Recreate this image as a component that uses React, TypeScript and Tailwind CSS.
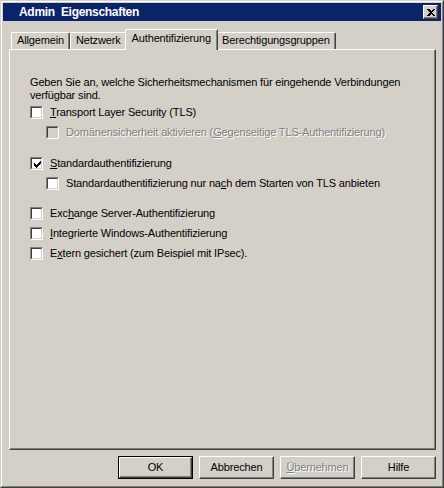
import type { ReactNode } from "react";

const font = "font-['Liberation_Sans',Arial,sans-serif]";

function CheckMark() {
  return (
    <svg width="7" height="7" viewBox="0 0 7 7" shapeRendering="crispEdges" className="absolute left-[3px] top-[3px]">
      <path d="M6 0h1v3h-1zM5 1h1v3h-1zM4 2h1v3h-1zM0 2h1v3h-1zM1 3h1v3h-1zM2 4h1v3h-1zM3 3h1v3h-1z" fill="#000" />
    </svg>
  );
}

function CheckBox({ checked, disabled }: { checked?: boolean; disabled?: boolean }) {
  return (
    <div className="relative w-[13px] h-[13px] shrink-0 border border-t-[#808080] border-l-[#808080] border-r-white border-b-white">
      <div
        className={`w-[11px] h-[11px] border border-t-[#404040] border-l-[#404040] border-r-[#d4d0c8] border-b-[#d4d0c8] ${
          disabled ? "bg-[#d4d0c8]" : "bg-white"
        }`}
      />
      {checked && <CheckMark />}
    </div>
  );
}

function Option({ children, checked, disabled, indent, className = "" }: {
  children: ReactNode;
  checked?: boolean;
  disabled?: boolean;
  indent?: boolean;
  className?: string;
}) {
  return (
    <div className={`flex items-center h-[20px] ${indent ? "pl-[16px]" : ""} ${className}`}>
      <CheckBox checked={checked} disabled={disabled} />
      <span
        className={`ml-[7px] whitespace-nowrap ${
          disabled ? "text-[#808080] [text-shadow:1px_1px_0_#fff]" : "text-black"
        }`}
      >
        {children}
      </span>
    </div>
  );
}

function Button({ children, isDefault, disabled }: { children: ReactNode; isDefault?: boolean; disabled?: boolean }) {
  return (
    <div className={`w-[75px] h-[23px] ${isDefault ? "border border-black" : ""}`}>
      <div className="w-full h-full border border-t-white border-l-white border-r-[#404040] border-b-[#404040] shadow-[inset_-1px_-1px_0_#808080] flex items-center justify-center">
        <span className={disabled ? "text-[#808080] [text-shadow:1px_1px_0_#fff]" : "text-black"}>{children}</span>
      </div>
    </div>
  );
}

function Tab({ label, active }: { label: string; active?: boolean }) {
  if (active) {
    return (
      <div className="relative z-10 -mx-[2px] h-[21px] -mb-px px-[6px] bg-[#d4d0c8] border-l border-t border-white border-r border-r-[#404040] shadow-[inset_-1px_0_0_#808080] rounded-t-[2px] flex items-start pt-[2px]">
        {label}
      </div>
    );
  }
  return (
    <div className="mt-[3px] h-[17px] px-[5px] border-l border-t border-white border-r border-r-[#404040] shadow-[inset_-1px_0_0_#808080] rounded-t-[2px] flex items-start pt-[1px]">
      {label}
    </div>
  );
}

export default function App() {
  return (
    <div className={`w-[444px] h-[488px] bg-[#d4d0c8] text-[11px] leading-[13px] tracking-[-0.15px] ${font} border border-t-[#d4d0c8] border-l-[#d4d0c8] border-r-[#404040] border-b-[#404040]`}>
      <div className="h-full border border-t-white border-l-white border-r-[#808080] border-b-[#808080] p-px flex flex-col">
        {/* title bar */}
        <div className="h-[18px] bg-[#0a246a] flex items-center pl-[16px] pr-[3px]">
          <span className="text-white font-bold text-[12px] tracking-[-0.3px] whitespace-pre">Admin  Eigenschaften</span>
          <div className="ml-auto w-[15px] h-[14px] bg-[#d4d0c8] border border-t-white border-l-white border-r-[#404040] border-b-[#404040] shadow-[inset_-1px_-1px_0_#808080] flex items-center justify-center">
            <svg width="8" height="7" viewBox="0 0 8 7" shapeRendering="crispEdges">
              <path d="M0 0h2l2 2 2-2h2l-3 3.5 3 3.5h-2l-2-2-2 2h-2l3-3.5z" fill="#000" />
            </svg>
          </div>
        </div>

        {/* tabs */}
        <div className="mt-[8px] ml-[8px] flex h-[20px] items-start text-black">
          <Tab label="Allgemein" />
          <Tab label="Netzwerk" />
          <Tab label="Authentifizierung" active />
          <Tab label="Berechtigungsgruppen" />
        </div>

        {/* panel */}
        <div className="ml-[6px] mr-[5px] h-[401px] border border-t-white border-l-white border-r-[#404040] border-b-[#404040] shadow-[inset_-1px_-1px_0_#808080] pl-[20px] pt-[26px] text-black">
          <p>
            Geben Sie an, welche Sicherheitsmechanismen für eingehende Verbindungen
            <br />
            verfügbar sind.
          </p>
          <Option>
            <u>T</u>ransport Layer Security (TLS)
          </Option>
          <Option indent disabled>
            Domänensicherheit aktivieren (<u>G</u>egenseitige TLS-Authentifizierung)
          </Option>
          <Option checked className="mt-[11px]">
            <u>S</u>tandardauthentifizierung
          </Option>
          <Option indent>
            Standardauthentifizierung nur na<u>c</u>h dem Starten von TLS anbieten
          </Option>
          <Option className="mt-[10px]">
            Exc<u>h</u>ange Server-Authentifizierung
          </Option>
          <Option>
            <u>I</u>ntegrierte Windows-Authentifizierung
          </Option>
          <Option>
            E<u>x</u>tern gesichert (zum Beispiel mit IPsec).
          </Option>
        </div>

        {/* buttons */}
        <div className="mt-[6px] mr-[5px] flex justify-end gap-[6px]">
          <Button isDefault>OK</Button>
          <Button>Abbrechen</Button>
          <Button disabled>
            <u>Ü</u>bernehmen
          </Button>
          <Button>Hilfe</Button>
        </div>
      </div>
    </div>
  );
}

The problem — Write out the whole listing again, exactly, with no pictures.

Task output —
Recreate this image as a component that uses React, TypeScript and Tailwind CSS.
import type { ReactNode } from "react";

const font = "font-['Liberation_Sans',Arial,sans-serif]";

function CheckMark() {
  return (
    <svg width="7" height="7" viewBox="0 0 7 7" shapeRendering="crispEdges" className="absolute left-[3px] top-[3px]">
      <path d="M6 0h1v3h-1zM5 1h1v3h-1zM4 2h1v3h-1zM0 2h1v3h-1zM1 3h1v3h-1zM2 4h1v3h-1zM3 3h1v3h-1z" fill="#000" />
    </svg>
  );
}

function CheckBox({ checked, disabled }: { checked?: boolean; disabled?: boolean }) {
  return (
    <div className="relative w-[13px] h-[13px] shrink-0 border border-t-[#808080] border-l-[#808080] border-r-white border-b-white">
      <div
        className={`w-[11px] h-[11px] border border-t-[#404040] border-l-[#404040] border-r-[#d4d0c8] border-b-[#d4d0c8] ${
          disabled ? "bg-[#d4d0c8]" : "bg-white"
        }`}
      />
      {checked && <CheckMark />}
    </div>
  );
}

function Option({ children, checked, disabled, indent, className = "" }: {
  children: ReactNode;
  checked?: boolean;
  disabled?: boolean;
  indent?: boolean;
  className?: string;
}) {
  return (
    <div className={`flex items-center h-[20px] ${indent ? "pl-[16px]" : ""} ${className}`}>
      <CheckBox checked={checked} disabled={disabled} />
      <span
        className={`ml-[7px] whitespace-nowrap ${
          disabled ? "text-[#808080] [text-shadow:1px_1px_0_#fff]" : "text-black"
        }`}
      >
        {children}
      </span>
    </div>
  );
}

function Button({ children, isDefault, disabled }: { children: ReactNode; isDefault?: boolean; disabled?: boolean }) {
  return (
    <div className={`w-[75px] h-[23px] ${isDefault ? "border border-black" : ""}`}>
      <div className="w-full h-full border border-t-white border-l-white border-r-[#404040] border-b-[#404040] shadow-[inset_-1px_-1px_0_#808080] flex items-center justify-center">
        <span className={disabled ? "text-[#808080] [text-shadow:1px_1px_0_#fff]" : "text-black"}>{children}</span>
      </div>
    </div>
  );
}

function Tab({ label, active }: { label: string; active?: boolean }) {
  if (active) {
    return (
      <div className="relative z-10 -mx-[2px] h-[21px] -mb-px px-[6px] bg-[#d4d0c8] border-l border-t border-white border-r border-r-[#404040] shadow-[inset_-1px_0_0_#808080] rounded-t-[2px] flex items-start pt-[2px]">
        {label}
      </div>
    );
  }
  return (
    <div className="mt-[3px] h-[17px] px-[5px] border-l border-t border-white border-r border-r-[#404040] shadow-[inset_-1px_0_0_#808080] rounded-t-[2px] flex items-start pt-[1px]">
      {label}
    </div>
  );
}

export default function App() {
  return (
    <div className={`w-[444px] h-[488px] bg-[#d4d0c8] text-[11px] leading-[13px] tracking-[-0.15px] ${font} border border-t-[#d4d0c8] border-l-[#d4d0c8] border-r-[#404040] border-b-[#404040]`}>
      <div className="h-full border border-t-white border-l-white border-r-[#808080] border-b-[#808080] p-px flex flex-col">
        {/* title bar */}
        <div className="h-[18px] bg-[#0a246a] flex items-center pl-[16px] pr-[3px]">
          <span className="text-white font-bold text-[12px] tracking-[-0.3px] whitespace-pre">Admin  Eigenschaften</span>
          <div className="ml-auto w-[15px] h-[14px] bg-[#d4d0c8] border border-t-white border-l-white border-r-[#404040] border-b-[#404040] shadow-[inset_-1px_-1px_0_#808080] flex items-center justify-center">
            <svg width="8" height="7" viewBox="0 0 8 7" shapeRendering="crispEdges">
              <path d="M0 0h2l2 2 2-2h2l-3 3.5 3 3.5h-2l-2-2-2 2h-2l3-3.5z" fill="#000" />
            </svg>
          </div>
        </div>

        {/* tabs */}
        <div className="mt-[8px] ml-[8px] flex h-[20px] items-start text-black">
          <Tab label="Allgemein" />
          <Tab label="Netzwerk" />
          <Tab label="Authentifizierung" active />
          <Tab label="Berechtigungsgruppen" />
        </div>

        {/* panel */}
        <div className="ml-[6px] mr-[5px] h-[401px] border border-t-white border-l-white border-r-[#404040] border-b-[#404040] shadow-[inset_-1px_-1px_0_#808080] pl-[20px] pt-[26px] text-black">
          <p>
            Geben Sie an, welche Sicherheitsmechanismen für eingehende Verbindungen
            <br />
            verfügbar sind.
          </p>
          <Option>
            <u>T</u>ransport Layer Security (TLS)
          </Option>
          <Option indent disabled>
            Domänensicherheit aktivieren (<u>G</u>egenseitige TLS-Authentifizierung)
          </Option>
          <Option checked className="mt-[11px]">
            <u>S</u>tandardauthentifizierung
          </Option>
          <Option indent>
            Standardauthentifizierung nur na<u>c</u>h dem Starten von TLS anbieten
          </Option>
          <Option className="mt-[10px]">
            Exc<u>h</u>ange Server-Authentifizierung
          </Option>
          <Option>
            <u>I</u>ntegrierte Windows-Authentifizierung
          </Option>
          <Option>
            E<u>x</u>tern gesichert (zum Beispiel mit IPsec).
          </Option>
        </div>

        {/* buttons */}
        <div className="mt-[6px] mr-[5px] flex justify-end gap-[6px]">
          <Button isDefault>OK</Button>
          <Button>Abbrechen</Button>
          <Button disabled>
            <u>Ü</u>bernehmen
          </Button>
          <Button>Hilfe</Button>
        </div>
      </div>
    </div>
  );
}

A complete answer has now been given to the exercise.